Infrastructure for One Million Email Accounts?
cfsmp3 asks: "I have been asked to define the infrastructure for the email system for a huge company, which fed up of Exchange, wants to replace their entire system with something non-Microsoft. I have done this before, but not for anything of this scale. Suppose you are given a chance to build from scratch an email system that has to support around one million accounts. Some corporate, some personal, some free. POP, IMAP, webmail, etc are requirements. The system must scale perfectly, 99.9% uptime is expected... where would you start?"
I'd start by submitting a question to Ask Slashdot.
gmail.google.com
Support the First Amendment. Read at -1
I'd ask for six bullets. Why would you want to risk getting the empty chamber?
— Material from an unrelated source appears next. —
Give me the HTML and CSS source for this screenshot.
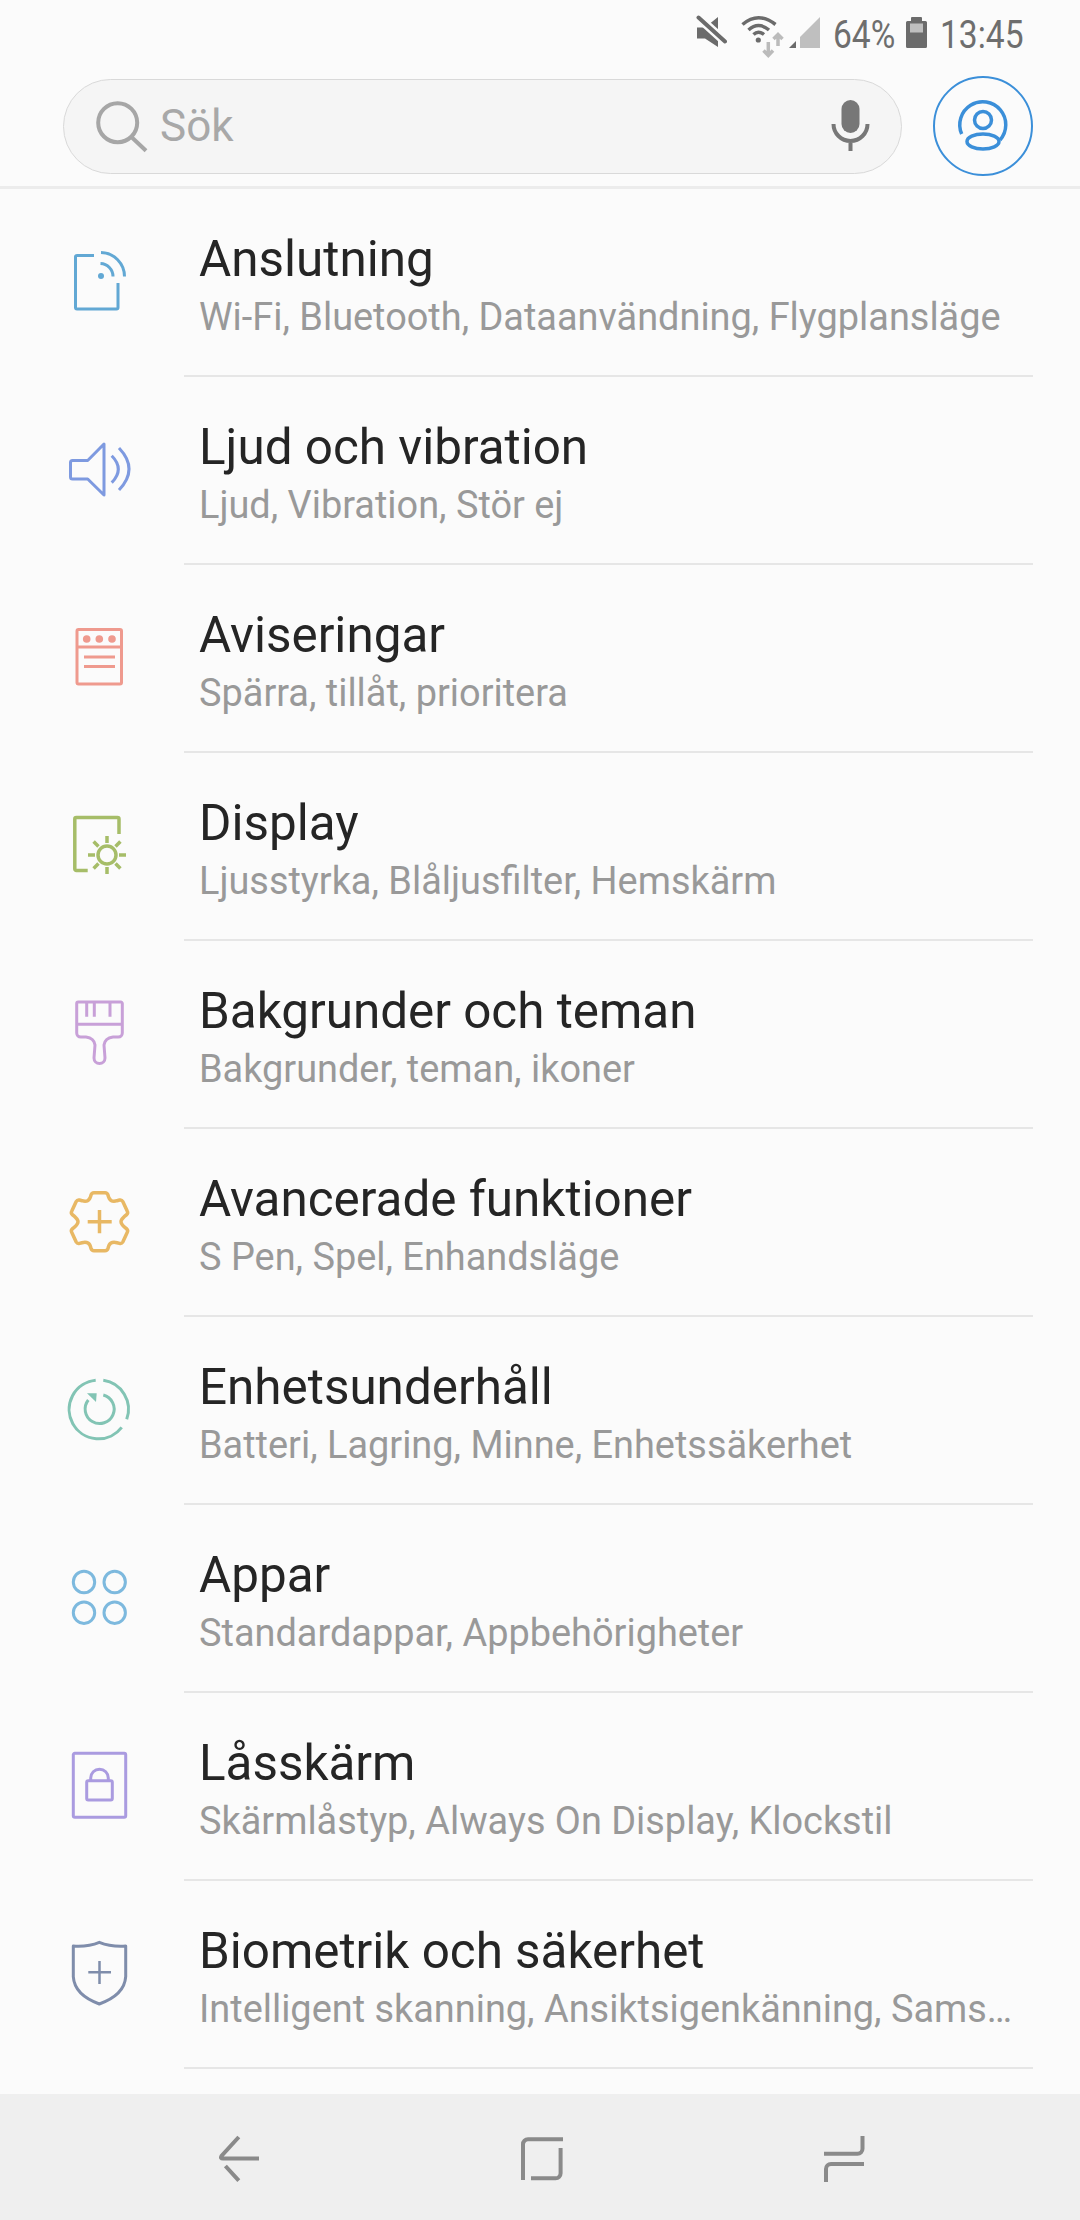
FILE: index.html
```html
<!DOCTYPE html>
<html lang="sv">
<head>
<meta charset="utf-8">
<title>Inställningar</title>
<link rel="stylesheet" href="styles.css">
</head>
<body>
<div class="screen">
  <header class="header">
    <div class="status">
      <svg class="st-mute" width="31" height="36" viewBox="0 0 31 36">
        <path class="fill-dark" d="M1 13.500H9L22 3V33L9 24.500H1Z"/>
        <path class="cut" d="M2.500 3.500L29 27.500"/>
        <path class="slash" d="M2.500 3.500L29 27.500"/>
      </svg>
      <svg class="st-net" width="80" height="36" viewBox="0 0 80 36">
        <g class="wifi">
          <path d="M2.500 10.500Q18.300 -3 35.500 10.500"/>
          <path d="M8.500 16Q18.300 7 29 16"/>
          <path d="M13.500 20.500Q18.300 16 24 20.500"/>
        </g>
        <circle class="fill-dark" cx="18.300" cy="26" r="2.600"/>
        <path class="arrow" d="M28.300 28V41M23.500 36.500L28.300 41.500L33 36.500"/>
        <path class="arrow" d="M38 32V20.500M33.500 25L38 20.500L42.500 25"/>
        <path class="fill-dark" d="M49 34L56 27V34Z"/>
        <path class="fill-light" d="M60 34V23L80 3V34Z"/>
      </svg>
      <span class="st-text st-pct">64%</span>
      <svg class="st-bat" width="21" height="36" viewBox="0 0 21 36">
        <path class="fill-dark" d="M5 4a1 1 0 0 1 1-1H15a1 1 0 0 1 1 1V7H19.500a1.500 1.500 0 0 1 1.500 1.500V32.500a1.500 1.500 0 0 1-1.500 1.500H1.500A1.500 1.500 0 0 1 0 32.500V8.500A1.500 1.500 0 0 1 1.500 7H5Z"/>
        <rect class="fill-light" x="4" y="9.500" width="13" height="9"/>
      </svg>
      <span class="st-text st-time">13:45</span>
    </div>
    <div class="toolbar">
      <div class="search">
        <svg class="search-ico" width="60" height="60" viewBox="0 0 60 60">
          <circle cx="24.700" cy="26.700" r="19.500"/>
          <path d="M38.700 41.300L53 54.700"/>
        </svg>
        <span class="search-text">Sök</span>
        <svg class="mic" width="44" height="60" viewBox="0 0 44 60">
          <rect class="mic-body" x="12.500" y="4" width="18" height="33" rx="9"/>
          <path d="M4.500 28a17 17 0 0 0 34 0M21.500 45V55"/>
        </svg>
      </div>
      <svg class="profile" width="100" height="100" viewBox="0 0 100 100">
        <circle class="ring" cx="50" cy="50" r="49"/>
        <g class="person">
          <path d="M28.700 58A23 23 0 1 1 67 64"/>
          <circle cx="50" cy="44" r="8.500"/>
          <ellipse cx="50" cy="65.500" rx="16" ry="7.500"/>
        </g>
      </svg>
    </div>
  </header>

  <main class="list">
    <div class="row">
      <svg class="ico c-blue" viewBox="0 0 72 72">
        <path d="M30 9.500H13a1.500 1.500 0 0 0-1.500 1.500V61.500a1.500 1.500 0 0 0 1.500 1.500H52.500a1.500 1.500 0 0 0 1.500-1.500V37"/>
        <path d="M36.500 17.500A13 13 0 0 1 49 30.500M37 6.500A24 24 0 0 1 60.500 30.500"/>
        <circle class="solid" cx="37" cy="30" r="3"/>
      </svg>
      <div class="body"><div class="title">Anslutning</div><div class="sub">Wi-Fi, Bluetooth, Dataanvändning, Flygplansläge</div></div>
    </div>
    <div class="row">
      <svg class="ico c-indigo" viewBox="0 0 72 72">
        <path d="M40 10V61L23.700 45H8.500a2 2 0 0 1-2-2V28.500a2 2 0 0 1 2-2H23.700Z"/>
        <path d="M47.700 21.800Q60.900 35.200 47.700 48.600M55 14Q75 35 55 56"/>
      </svg>
      <div class="body"><div class="title">Ljud och vibration</div><div class="sub">Ljud, Vibration, Stör ej</div></div>
    </div>
    <div class="row">
      <svg class="ico c-red" viewBox="0 0 72 72">
        <rect x="13" y="7.500" width="44.500" height="54.500" rx="1.500"/>
        <path d="M13 25H57.500M20 35H51M20 44.600H51"/>
        <circle class="solid" cx="22.700" cy="17" r="3.800"/>
        <circle class="solid" cx="35.300" cy="17" r="3.800"/>
        <circle class="solid" cx="48" cy="17" r="3.800"/>
      </svg>
      <div class="body"><div class="title">Aviseringar</div><div class="sub">Spärra, tillåt, prioritera</div></div>
    </div>
    <div class="row">
      <svg class="ico c-green" viewBox="0 0 72 72">
        <path d="M23.700 60.500H12.300a1.500 1.500 0 0 1-1.500-1.500V9a1.500 1.500 0 0 1 1.500-1.500H53.500a1.500 1.500 0 0 1 1.500 1.500V24"/>
        <circle cx="43" cy="45" r="9"/>
        <path d="M43 33V26M43 57V64M31 45H24M55 45H62M34.500 36.500L29.600 31.600M51.500 36.500L56.400 31.600M34.500 53.500L29.600 58.400M51.500 53.500L56.400 58.400"/>
      </svg>
      <div class="body"><div class="title">Display</div><div class="sub">Ljusstyrka, Blåljusfilter, Hemskärm</div></div>
    </div>
    <div class="row">
      <svg class="ico c-purple" viewBox="0 0 72 72">
        <path d="M14.200 4H56.800a1.500 1.500 0 0 1 1.500 1.500V35a4 4 0 0 1-4 4H49Q41 40 40 47L41 60a5.500 5.500 0 0 1-11 0L31 47Q30 40 22 39H16.700a4 4 0 0 1-4-4V5.500A1.500 1.500 0 0 1 14.200 4Z"/>
        <path d="M12.700 26.300H58.300M22.700 4V18.700M30.300 4V18.700M46 4V18.700"/>
      </svg>
      <div class="body"><div class="title">Bakgrunder och teman</div><div class="sub">Bakgrunder, teman, ikoner</div></div>
    </div>
    <div class="row">
      <svg class="ico c-orange" viewBox="0 0 72 72">
        <path d="M30 6.700H41Q43.300 6.700 44 9Q45.500 17 53 14.700L55.500 14Q57.700 13.500 58.800 15.500L63.200 25Q64.300 27 62.800 28.500Q57 33 57 35.700Q57 38.500 62.800 43Q64.300 44.500 63.200 46.500L58.800 56Q57.700 58 55.500 57.400L53 56.700Q45.500 54.500 44 62.500Q43.300 64.700 41 64.700H30Q27.700 64.700 27 62.500Q25.500 54.500 18 56.700L15.500 57.400Q13.300 58 12.200 56L7.800 46.500Q6.700 44.500 8.200 43Q14 38.500 14 35.700Q14 33 8.200 28.500Q6.700 27 7.800 25L12.200 15.500Q13.300 13.500 15.500 14L18 14.700Q25.500 17 27 9Q27.700 6.700 30 6.700Z"/>
        <path d="M23.700 35.700H47.700M35.500 24V47.300"/>
      </svg>
      <div class="body"><div class="title">Avancerade funktioner</div><div class="sub">S Pen, Spel, Enhandsläge</div></div>
    </div>
    <div class="row">
      <svg class="ico c-teal" viewBox="0 0 72 72">
        <path d="M39.300 6.300A29.300 29.300 0 0 1 62.700 45.300M57.700 53.300A29.300 29.300 0 1 1 31.700 6.300"/>
        <path d="M39.300 21A14.500 14.500 0 1 1 24.300 26"/>
        <path class="solid" d="M23 19.300H32.700L32 28Z"/>
      </svg>
      <div class="body"><div class="title">Enhetsunderhåll</div><div class="sub">Batteri, Lagring, Minne, Enhetssäkerhet</div></div>
    </div>
    <div class="row">
      <svg class="ico c-sky" viewBox="0 0 72 72">
        <circle cx="20" cy="20" r="10.700"/>
        <circle cx="50.700" cy="20" r="10.700"/>
        <circle cx="20" cy="50.700" r="10.700"/>
        <circle cx="50.700" cy="50.700" r="10.700"/>
      </svg>
      <div class="body"><div class="title">Appar</div><div class="sub">Standardappar, Appbehörigheter</div></div>
    </div>
    <div class="row">
      <svg class="ico c-violet" viewBox="0 0 72 72">
        <rect x="9.300" y="3.300" width="52.400" height="64" rx="1.500"/>
        <rect x="22.700" y="30.700" width="25.600" height="19.300" rx="1.500"/>
        <path d="M26.700 30.700V28A8.800 8.800 0 0 1 44.300 28V30.700"/>
      </svg>
      <div class="body"><div class="title">Låsskärm</div><div class="sub">Skärmlåstyp, Always On Display, Klockstil</div></div>
    </div>
    <div class="row">
      <svg class="ico c-slate" viewBox="0 0 72 72">
        <path d="M35.300 4.300Q24 9 9.300 8V38.700Q10.500 57 35.300 66Q60.500 57 61.700 38.700V8Q47 9 35.300 4.300Z"/>
        <path class="thin" d="M24.300 34.300H47M35.500 23V46"/>
      </svg>
      <div class="body"><div class="title">Biometrik och säkerhet</div><div class="sub">Intelligent skanning, Ansiktsigenkänning, Sams…</div></div>
    </div>
  </main>

  <nav class="nav">
    <svg class="nav-ico" width="60" height="60" viewBox="0 0 60 60">
      <path d="M28.800 10L11.500 29Q10 31.500 13 31.500H49M15.400 39L28.800 53.700"/>
    </svg>
    <svg class="nav-ico" width="60" height="60" viewBox="0 0 60 60">
      <path d="M10 53V17.300a5 5 0 0 1 5-5H50M47.600 21V46.300a5 5 0 0 1-5 5H18"/>
    </svg>
    <svg class="nav-ico" width="60" height="60" viewBox="0 0 60 60">
      <path d="M47.500 9V21.700a5 5 0 0 1-5 5H9M49 37H16a5 5 0 0 0-5 5V55"/>
    </svg>
  </nav>
</div>
</body>
</html>
```
FILE: styles.css
```css
* { box-sizing: border-box; }
html, body { margin: 0; padding: 0; }
body { background: #fbfbfb; font-family: Roboto, "Liberation Sans", sans-serif; }
.screen { width: 1080px; height: 2220px; display: flex; flex-direction: column; overflow: hidden; }

.header { height: 189px; flex: none; border-bottom: 3px solid #ececec; }
.status { height: 76px; display: flex; align-items: center; justify-content: flex-end; gap: 13px; padding: 0 58px 12px 0; }
.st-text { display: inline-block; margin-top: 5px; font-size: 39px; line-height: 44px; color: #6e6e6e; white-space: nowrap; transform: scaleX(.86); transform-origin: left center; }
.st-pct { width: 60px; }
.st-time { width: 82px; }
.st-net { overflow: visible; }
.fill-dark { fill: #6b6b6b; }
.fill-light { fill: #bfbfbf; }
.cut { stroke: #fbfbfb; stroke-width: 9; fill: none; }
.slash { stroke: #6b6b6b; stroke-width: 4; stroke-linecap: round; fill: none; }
.wifi path { fill: none; stroke: #6b6b6b; stroke-width: 3.5; }
.arrow { fill: none; stroke: #bbb; stroke-width: 3.5; }

.toolbar { height: 100px; display: flex; align-items: center; gap: 31px; padding: 0 47px 0 63px; }
.search { flex: 1; height: 95px; display: flex; align-items: center; padding: 0 28px 0 29px; background: #f5f5f5; border: 1.500px solid #d9d9d9; border-radius: 48px; }
.search-ico { flex: none; fill: none; stroke: #a6a6a6; stroke-width: 4; }
.search-text { flex: 1; margin-left: 7px; font-size: 44px; color: #a8a8a8; }
.mic { flex: none; fill: none; stroke: #777; stroke-width: 4; }
.mic-body { fill: #777; stroke: none; }
.profile { flex: none; fill: none; }
.ring { stroke: #3b8fd9; stroke-width: 2; }
.person { stroke: #3b8fd9; stroke-width: 3.500; }

.list { flex: 1; min-height: 0; overflow: hidden; }
.row { height: 188px; display: flex; padding-right: 47px; }
.ico { flex: none; width: 72px; height: 72px; margin: 57px 48px 0 64px; fill: none; stroke-width: 3; stroke-linejoin: round; }
.ico .solid { stroke: none; }
.ico .thin { stroke-width: 2.500; }
.c-blue { stroke: #62a8d4; } .c-blue .solid { fill: #62a8d4; }
.c-indigo { stroke: #7e9ae0; }
.c-red { stroke: #ef9a8e; } .c-red .solid { fill: #ef9a8e; }
.c-green { stroke: #a6bd68; stroke-width: 3.500; }
.c-purple { stroke: #c8a0d8; }
.c-orange { stroke: #e8b864; stroke-width: 3.500; }
.c-teal { stroke: #82c4b4; } .c-teal .solid { fill: #82c4b4; }
.c-sky { stroke: #7db9de; }
.c-violet { stroke: #aa9be0; }
.c-slate { stroke: #7f8dab; }

.body { flex: 1; min-width: 0; padding: 42px 0 0 15px; border-bottom: 2px solid #e6e6e6; }
.title { font-size: 49.400px; line-height: 56px; color: #252525; white-space: nowrap; }
.sub { margin-top: 7px; font-size: 37.900px; line-height: 46px; color: #999; white-space: nowrap; }

.nav { flex: none; height: 126px; background: #efefef; display: flex; align-items: center; gap: 242.500px; padding-left: 210px; }
.nav-ico { flex: none; fill: none; stroke: #8a8a8a; stroke-width: 4; }
```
The mail "databases" are spread among Domino servers
...
Yeah, but we all know what happens when one of these Domino servers falls over
I'd ask for six bullets. Why would you want to risk getting the empty chamber? I see that you are familiar with the subtle nuances of Polish Roulette.
... Is anyone wondering what's going on at Microsoft right now?
It starts with a slashdot geek working in the email department spitting up his coffee, followed by a few rumors which make it up to a guy in accounting and customer service, followed by frantic management emails, including some inappropriate language, from Steve and Bill. Then a few good geeks start tracing who this cfsmp3 guy is and try to trace him to a company while the salesreps begin coldcalling any customers running around 1 million customers.
And Microsoft will botch it because they have no experience in cowtowing and bootlicking, which are important skills for any company who wants to humbly keep its customers.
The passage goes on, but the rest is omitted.